Of course, we know our infrastructure, our building codes, our overall ability to handle such devastation are all countless times greater than ramshackle, poorly built, slum-laden Haiti. We are, in a sad way, morbidly reassured by this, even as we humbly offer mountains of gratitude for our blessed lives, our immeasurable wealth. What a bizarre world.
With Mexico, the line is even more direct. Our happy vice equals its deplorable violence. We appear to be only too happy to let them massacre each other way over there across the border, so long as we get our fine chemical enhancements and it doesn't scare the horses. Would legalizing cocaine and marijuana solve the problem? Maybe. Doubtful. But we're still miles from such a possibility. Meanwhile, the blood keeps pouring.
Every day and every moment they come, these never-ending reminders of the endlessly harsh and violent planet we live on. Right down to the tale I read this week of the sweet, 24-year-old jazz bassist driving to rehearsal in Oakland, shot dead on the freeway, no known motive or reason. That's not 3,000 miles away in Haiti. That's not 1,000 miles away in Mexico. That's a handful of miles away from my house, just over the bridge, another dead body by the side of the road.

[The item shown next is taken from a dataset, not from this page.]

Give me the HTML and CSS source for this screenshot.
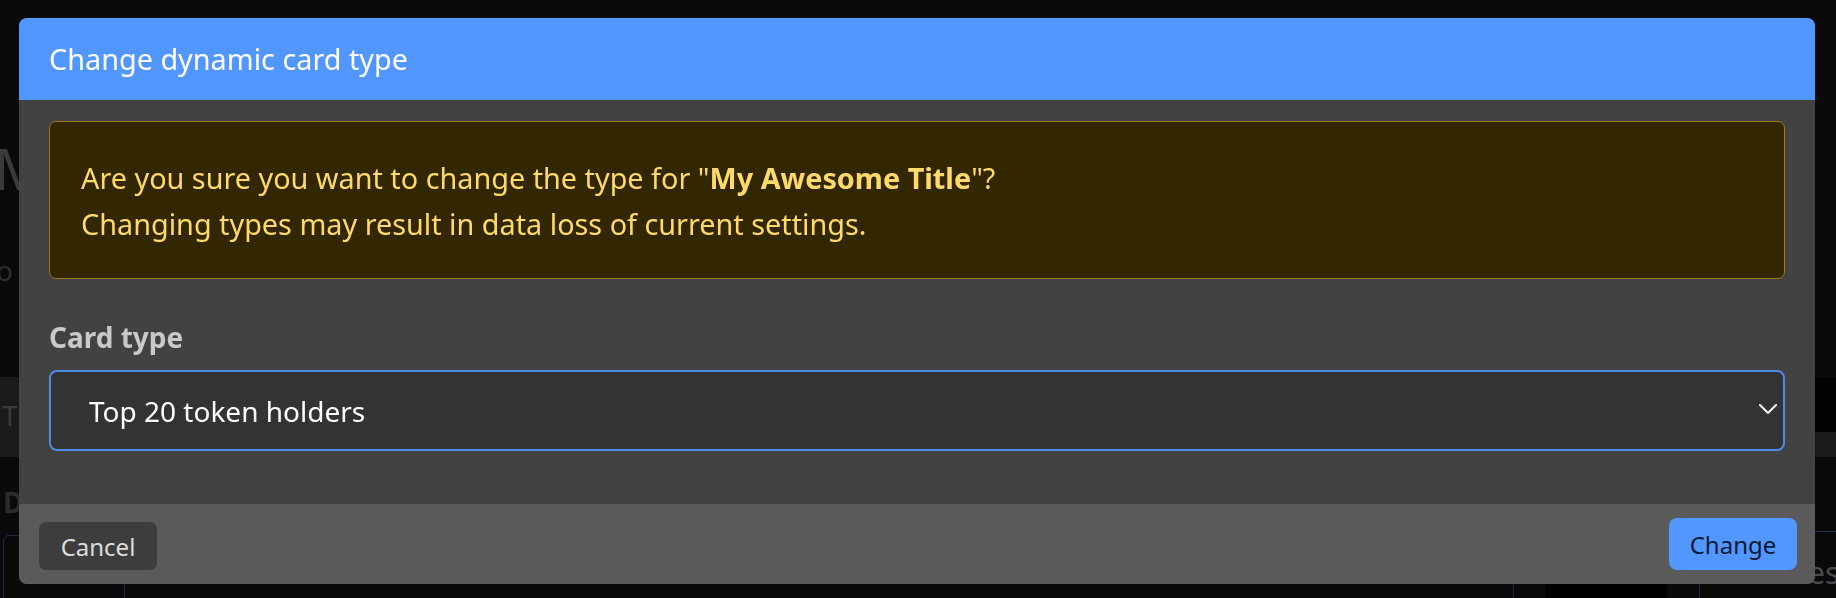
FILE: index.html
```html
<!DOCTYPE html>
<html lang="en">
<head>
<meta charset="utf-8">
<title>Change dynamic card type</title>
<link rel="stylesheet" href="styles.css">
</head>
<body>
<div class="page">
  <div class="bg-heading">M</div>
  <div class="bg-sub">o</div>
  <div class="bg-band"><span class="bg-band-text">T</span><span class="bg-band-end"></span></div>
  <div class="bg-d">D</div>
  <div class="bg-box-left"></div>
  <div class="bg-line-right"></div>
  <div class="bg-es">es</div>
  <div class="bg-col bg-col-a"></div>
  <div class="bg-col bg-col-b"></div>
  <div class="bg-blk"></div>
</div>

<div class="overlay">
  <div class="modal" role="dialog">
    <div class="modal-header">
      <h5 class="modal-title">Change dynamic card type</h5>
    </div>
    <div class="modal-body">
      <div class="alert">
        <p class="alert-line">Are you sure you want to change the type for "<strong>My Awesome Title</strong>"?</p>
        <p class="alert-line">Changing types may result in data loss of current settings.</p>
      </div>
      <label class="form-label">Card type</label>
      <div class="select">
        <span class="select-value">Top 20 token holders</span>
        <svg class="chevron" width="18" height="10" viewBox="0 0 18 10"><polyline points="1,1 9,9 17,1" fill="none" stroke="#ffffff" stroke-width="2" stroke-linecap="round" stroke-linejoin="round"/></svg>
      </div>
    </div>
    <div class="modal-footer">
      <button class="btn btn-cancel">Cancel</button>
      <button class="btn btn-change">Change</button>
    </div>
  </div>
</div>
</body>
</html>
```
FILE: styles.css
```css
html, body {
  margin: 0;
  padding: 0;
  height: 100%;
}

body {
  background: #0a0a0a;
  font-family: "Noto Sans", "Open Sans", sans-serif;
  overflow: hidden;
}

.page {
  position: relative;
  width: 1836px;
  height: 598px;
}

.bg-heading {
  position: absolute;
  left: -6px;
  top: 140px;
  font-size: 56px;
  color: #3a3a3a;
  line-height: 1;
}

.bg-sub {
  position: absolute;
  left: -4px;
  top: 256px;
  font-size: 28px;
  color: #2e2e2e;
  line-height: 1;
}

.bg-band {
  position: absolute;
  left: 0;
  top: 377px;
  width: 1836px;
  height: 80px;
  background: #1a1a1a;
}

.bg-band-end {
  position: absolute;
  left: 1815px;
  top: 0;
  width: 21px;
  height: 55px;
  background: #030303;
}

.bg-band-text {
  position: absolute;
  left: 2px;
  top: 24px;
  font-size: 28px;
  color: #3a3a3a;
  line-height: 1;
}

.bg-d {
  position: absolute;
  left: 3px;
  top: 488px;
  font-size: 28px;
  font-weight: 700;
  color: #2c2c2c;
  line-height: 1;
}

.bg-box-left {
  position: absolute;
  left: 3px;
  top: 535px;
  width: 120px;
  height: 80px;
  border: 1px solid #1c2c50;
  border-radius: 6px;
}

.bg-line-right {
  position: absolute;
  left: 1815px;
  top: 531px;
  width: 30px;
  height: 1px;
  background: #1d2d52;
}

.bg-es {
  position: absolute;
  left: 1808px;
  top: 558px;
  font-size: 30px;
  color: #4a4a4a;
  line-height: 1;
}

.bg-col {
  position: absolute;
  top: 584px;
  width: 1px;
  height: 20px;
  background: #1d2d52;
}

.bg-col-a { left: 1513px; }
.bg-col-b { left: 1699px; }

.bg-blk {
  position: absolute;
  left: 1545px;
  top: 584px;
  width: 122px;
  height: 20px;
  background: #000;
}

.overlay {
  position: fixed;
  inset: 0;
  padding: 18px 21px 0 19px;
  box-sizing: border-box;
}

.modal {
  width: 1796px;
  border-radius: 8px;
  overflow: hidden;
  background: #424242;
  display: flex;
  flex-direction: column;
}

.modal-header {
  height: 82px;
  background: #5296ff;
  display: flex;
  align-items: center;
  padding: 0 30px;
  box-sizing: border-box;
}

.modal-title {
  margin: 0;
  font-size: 28.8px;
  font-weight: 400;
  color: #ffffff;
  line-height: 1.2;
}

.modal-body {
  padding: 21px 30px 53px 30px;
  display: flex;
  flex-direction: column;
}

.alert {
  height: 158px;
  box-sizing: border-box;
  background: #332701;
  border: 1px solid #9c7a10;
  border-radius: 7px;
  padding: 33px 31px;
  color: #ffda6a;
  font-size: 28.8px;
}

.alert-line {
  margin: 0;
  line-height: 46px;
}

.alert strong {
  font-weight: 700;
}

.form-label {
  margin-top: 40px;
  font-size: 28px;
  font-weight: 700;
  color: #c9c9c9;
  line-height: 36px;
}

.select {
  margin-top: 15px;
  height: 81px;
  box-sizing: border-box;
  border: 2px solid #4f8ae6;
  border-radius: 8px;
  background: #333333;
  display: flex;
  align-items: center;
  justify-content: space-between;
  padding: 0 6px 0 38px;
}

.select-value {
  font-size: 28px;
  color: #ffffff;
}

.chevron {
  display: block;
  margin-top: -3px;
}

.modal-footer {
  height: 80px;
  background: #5a5a5a;
  display: flex;
  align-items: center;
  justify-content: space-between;
  padding: 0 18px 0 20px;
}

.btn {
  font-family: "Noto Sans", "Open Sans", sans-serif;
  border: none;
  cursor: pointer;
  font-size: 24px;
}

.btn-cancel {
  height: 48px;
  width: 118px;
  margin-top: 4px;
  background: #3d3d3d;
  color: #dddddd;
  border-radius: 7px;
}

.btn-change {
  height: 52px;
  width: 128px;
  background: #5296ff;
  color: #0a1a33;
  border-radius: 8px;
}
```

I don't know the answer, by the way. I struggle all the time with how to acknowledge and respect and even analyze the devastation and the horror that streams across the media wires every day without letting it turn my bones ashen gray.
I think we can only try to realize, as best we can, just how deeply tied into the tangled web of humanity we really are; all the wars and suffering, drugs and gangs, pain and loss, even as we try -- sometimes very weakly indeed, sometimes in the face of devastating counterevidence -- to remind ourselves that there really is an equal amount of beauty and joy, hope and positivism to be had in the world. Isn't there?